For the grid operator's monitoring dashboard, the change is invisible in the best case: an alert that would have fired doesn't. For the automated load management system, the change is measurable: routing decisions are made on accurate grid topology rather than the topology implied by arrival-order event processing.
For the 50 million people who live in the coverage area of the substation that just had its sensor state correctly arbitrated: nothing changes, which is exactly the point.
The Reliability Argument for the Next Wave of Grid Investment
The DOE's warning about hundredfold blackout increases by 2030 if reliability gaps remain is a forward-looking statement about a power system that will be managing dramatically more complexity than it manages today. 262 gigawatts of new distributed energy resources. Tens of millions of EVs participating in vehicle-to-grid programs. AI data centers adding concentrated load at unprecedented rates. Renewable intermittency requiring real-time automated balancing at timescales that exceed human reaction time.
Every one of these developments increases the demand on the grid's real-time monitoring and automated response infrastructure. Every one increases the cost of acting on device state that does not correspond to physical reality.
The $3 billion smart grid investment is buying sensors, networks, and monitoring platforms. The arbitration layer that makes those sensors trustworthy at the monitoring platform is the investment that most of that $3 billion is implicitly assuming somebody else already made.

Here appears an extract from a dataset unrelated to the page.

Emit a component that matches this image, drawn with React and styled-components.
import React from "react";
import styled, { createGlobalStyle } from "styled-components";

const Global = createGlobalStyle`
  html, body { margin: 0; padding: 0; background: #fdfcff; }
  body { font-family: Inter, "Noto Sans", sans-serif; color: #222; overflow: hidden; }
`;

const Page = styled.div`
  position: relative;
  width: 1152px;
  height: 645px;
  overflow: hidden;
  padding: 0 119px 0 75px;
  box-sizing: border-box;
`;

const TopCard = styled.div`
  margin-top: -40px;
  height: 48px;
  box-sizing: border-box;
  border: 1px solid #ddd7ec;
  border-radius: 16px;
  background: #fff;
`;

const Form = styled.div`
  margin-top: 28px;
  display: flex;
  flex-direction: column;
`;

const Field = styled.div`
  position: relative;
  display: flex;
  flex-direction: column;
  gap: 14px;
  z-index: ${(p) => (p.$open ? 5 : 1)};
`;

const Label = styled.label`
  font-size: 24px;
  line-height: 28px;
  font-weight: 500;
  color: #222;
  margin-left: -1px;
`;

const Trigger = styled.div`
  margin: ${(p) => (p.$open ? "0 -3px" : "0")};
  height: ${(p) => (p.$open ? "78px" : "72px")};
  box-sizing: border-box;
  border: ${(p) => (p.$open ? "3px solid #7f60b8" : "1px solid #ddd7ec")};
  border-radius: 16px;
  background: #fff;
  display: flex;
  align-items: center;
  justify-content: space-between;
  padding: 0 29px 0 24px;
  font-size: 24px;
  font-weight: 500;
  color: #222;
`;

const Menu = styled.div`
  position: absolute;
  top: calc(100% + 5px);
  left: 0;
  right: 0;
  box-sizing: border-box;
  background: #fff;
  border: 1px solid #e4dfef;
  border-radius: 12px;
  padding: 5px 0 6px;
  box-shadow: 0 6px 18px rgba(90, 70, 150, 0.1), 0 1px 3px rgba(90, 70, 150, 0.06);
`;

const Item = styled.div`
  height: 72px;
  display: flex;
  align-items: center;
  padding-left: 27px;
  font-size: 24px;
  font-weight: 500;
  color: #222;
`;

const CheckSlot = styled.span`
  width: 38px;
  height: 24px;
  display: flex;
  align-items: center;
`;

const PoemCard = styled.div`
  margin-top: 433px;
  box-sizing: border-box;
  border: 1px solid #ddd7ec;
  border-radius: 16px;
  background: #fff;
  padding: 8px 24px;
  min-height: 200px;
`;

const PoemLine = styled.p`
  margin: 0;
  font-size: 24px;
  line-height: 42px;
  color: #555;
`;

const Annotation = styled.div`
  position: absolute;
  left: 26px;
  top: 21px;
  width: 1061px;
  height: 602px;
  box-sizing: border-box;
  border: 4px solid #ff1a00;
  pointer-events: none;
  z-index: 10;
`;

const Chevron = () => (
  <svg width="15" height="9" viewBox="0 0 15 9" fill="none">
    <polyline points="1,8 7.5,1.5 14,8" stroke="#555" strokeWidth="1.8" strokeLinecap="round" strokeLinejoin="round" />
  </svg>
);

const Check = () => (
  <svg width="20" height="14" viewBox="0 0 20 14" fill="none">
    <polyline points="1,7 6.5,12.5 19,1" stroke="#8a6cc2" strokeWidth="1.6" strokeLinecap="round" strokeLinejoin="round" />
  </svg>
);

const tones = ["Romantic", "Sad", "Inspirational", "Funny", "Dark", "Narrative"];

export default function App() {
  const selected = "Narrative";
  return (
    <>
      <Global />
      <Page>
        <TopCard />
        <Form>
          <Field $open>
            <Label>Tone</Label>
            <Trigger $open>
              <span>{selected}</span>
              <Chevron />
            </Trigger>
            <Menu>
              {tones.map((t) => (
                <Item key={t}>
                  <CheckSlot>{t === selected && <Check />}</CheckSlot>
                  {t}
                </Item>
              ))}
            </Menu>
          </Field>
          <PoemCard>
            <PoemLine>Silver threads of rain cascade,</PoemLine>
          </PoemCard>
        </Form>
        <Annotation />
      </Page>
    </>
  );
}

Nobody made it. But it now exists. And at 47 milliseconds per arbitration call, it is fast enough for the grid's automation requirements.
The infrastructure for a smarter grid is largely in place. The infrastructure for trusting what that grid says about itself is now available.
The question for grid operators, utilities, and regulators is whether the second investment is worth making alongside the first.
The 2003 answer — 50 million people, $6 billion, 11 deaths — suggests it probably is.